> _PROVIDED MATERIAL_:
════════════════════

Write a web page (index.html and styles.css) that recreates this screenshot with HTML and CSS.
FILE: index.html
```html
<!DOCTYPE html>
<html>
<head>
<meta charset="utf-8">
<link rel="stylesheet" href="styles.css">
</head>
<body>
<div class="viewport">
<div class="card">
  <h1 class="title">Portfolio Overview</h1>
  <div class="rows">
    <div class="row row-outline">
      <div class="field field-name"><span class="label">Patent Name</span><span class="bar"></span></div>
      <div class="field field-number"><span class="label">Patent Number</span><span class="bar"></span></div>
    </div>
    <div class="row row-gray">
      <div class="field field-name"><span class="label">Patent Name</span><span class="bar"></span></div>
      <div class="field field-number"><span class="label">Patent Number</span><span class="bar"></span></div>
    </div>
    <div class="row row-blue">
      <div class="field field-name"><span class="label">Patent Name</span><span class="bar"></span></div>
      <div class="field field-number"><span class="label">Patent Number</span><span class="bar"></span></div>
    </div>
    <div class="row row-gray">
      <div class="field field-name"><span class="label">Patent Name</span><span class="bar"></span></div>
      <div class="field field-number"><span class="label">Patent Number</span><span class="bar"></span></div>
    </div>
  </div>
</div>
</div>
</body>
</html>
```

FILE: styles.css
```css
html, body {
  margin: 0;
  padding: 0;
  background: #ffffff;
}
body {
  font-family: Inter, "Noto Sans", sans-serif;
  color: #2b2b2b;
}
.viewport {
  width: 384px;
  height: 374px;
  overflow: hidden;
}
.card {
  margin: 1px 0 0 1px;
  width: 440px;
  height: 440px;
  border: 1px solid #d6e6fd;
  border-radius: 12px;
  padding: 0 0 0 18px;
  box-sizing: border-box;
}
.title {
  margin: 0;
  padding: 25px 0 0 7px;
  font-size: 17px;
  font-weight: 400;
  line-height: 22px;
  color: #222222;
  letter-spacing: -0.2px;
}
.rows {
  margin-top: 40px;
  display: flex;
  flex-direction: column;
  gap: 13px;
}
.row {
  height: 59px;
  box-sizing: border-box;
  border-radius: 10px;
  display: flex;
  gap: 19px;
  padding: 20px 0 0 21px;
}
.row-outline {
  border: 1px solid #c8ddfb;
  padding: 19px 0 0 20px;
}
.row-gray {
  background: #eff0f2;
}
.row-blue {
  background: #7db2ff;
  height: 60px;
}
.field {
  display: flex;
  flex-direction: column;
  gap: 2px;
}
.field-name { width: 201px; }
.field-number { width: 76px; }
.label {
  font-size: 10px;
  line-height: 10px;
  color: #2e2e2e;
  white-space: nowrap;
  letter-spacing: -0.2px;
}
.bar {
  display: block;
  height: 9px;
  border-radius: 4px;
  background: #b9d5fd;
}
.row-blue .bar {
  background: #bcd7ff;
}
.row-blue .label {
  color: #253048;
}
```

════════════════════

> _WORK TO COMPLETE_:
Copy out the whole listing exactly; please set it all down.

> _EXERCISE SOLUTION_:
Write a web page (index.html and styles.css) that recreates this screenshot with HTML and CSS.
FILE: index.html
```html
<!DOCTYPE html>
<html>
<head>
<meta charset="utf-8">
<link rel="stylesheet" href="styles.css">
</head>
<body>
<div class="viewport">
<div class="card">
  <h1 class="title">Portfolio Overview</h1>
  <div class="rows">
    <div class="row row-outline">
      <div class="field field-name"><span class="label">Patent Name</span><span class="bar"></span></div>
      <div class="field field-number"><span class="label">Patent Number</span><span class="bar"></span></div>
    </div>
    <div class="row row-gray">
      <div class="field field-name"><span class="label">Patent Name</span><span class="bar"></span></div>
      <div class="field field-number"><span class="label">Patent Number</span><span class="bar"></span></div>
    </div>
    <div class="row row-blue">
      <div class="field field-name"><span class="label">Patent Name</span><span class="bar"></span></div>
      <div class="field field-number"><span class="label">Patent Number</span><span class="bar"></span></div>
    </div>
    <div class="row row-gray">
      <div class="field field-name"><span class="label">Patent Name</span><span class="bar"></span></div>
      <div class="field field-number"><span class="label">Patent Number</span><span class="bar"></span></div>
    </div>
  </div>
</div>
</div>
</body>
</html>
```

FILE: styles.css
```css
html, body {
  margin: 0;
  padding: 0;
  background: #ffffff;
}
body {
  font-family: Inter, "Noto Sans", sans-serif;
  color: #2b2b2b;
}
.viewport {
  width: 384px;
  height: 374px;
  overflow: hidden;
}
.card {
  margin: 1px 0 0 1px;
  width: 440px;
  height: 440px;
  border: 1px solid #d6e6fd;
  border-radius: 12px;
  padding: 0 0 0 18px;
  box-sizing: border-box;
}
.title {
  margin: 0;
  padding: 25px 0 0 7px;
  font-size: 17px;
  font-weight: 400;
  line-height: 22px;
  color: #222222;
  letter-spacing: -0.2px;
}
.rows {
  margin-top: 40px;
  display: flex;
  flex-direction: column;
  gap: 13px;
}
.row {
  height: 59px;
  box-sizing: border-box;
  border-radius: 10px;
  display: flex;
  gap: 19px;
  padding: 20px 0 0 21px;
}
.row-outline {
  border: 1px solid #c8ddfb;
  padding: 19px 0 0 20px;
}
.row-gray {
  background: #eff0f2;
}
.row-blue {
  background: #7db2ff;
  height: 60px;
}
.field {
  display: flex;
  flex-direction: column;
  gap: 2px;
}
.field-name { width: 201px; }
.field-number { width: 76px; }
.label {
  font-size: 10px;
  line-height: 10px;
  color: #2e2e2e;
  white-space: nowrap;
  letter-spacing: -0.2px;
}
.bar {
  display: block;
  height: 9px;
  border-radius: 4px;
  background: #b9d5fd;
}
.row-blue .bar {
  background: #bcd7ff;
}
.row-blue .label {
  color: #253048;
}
```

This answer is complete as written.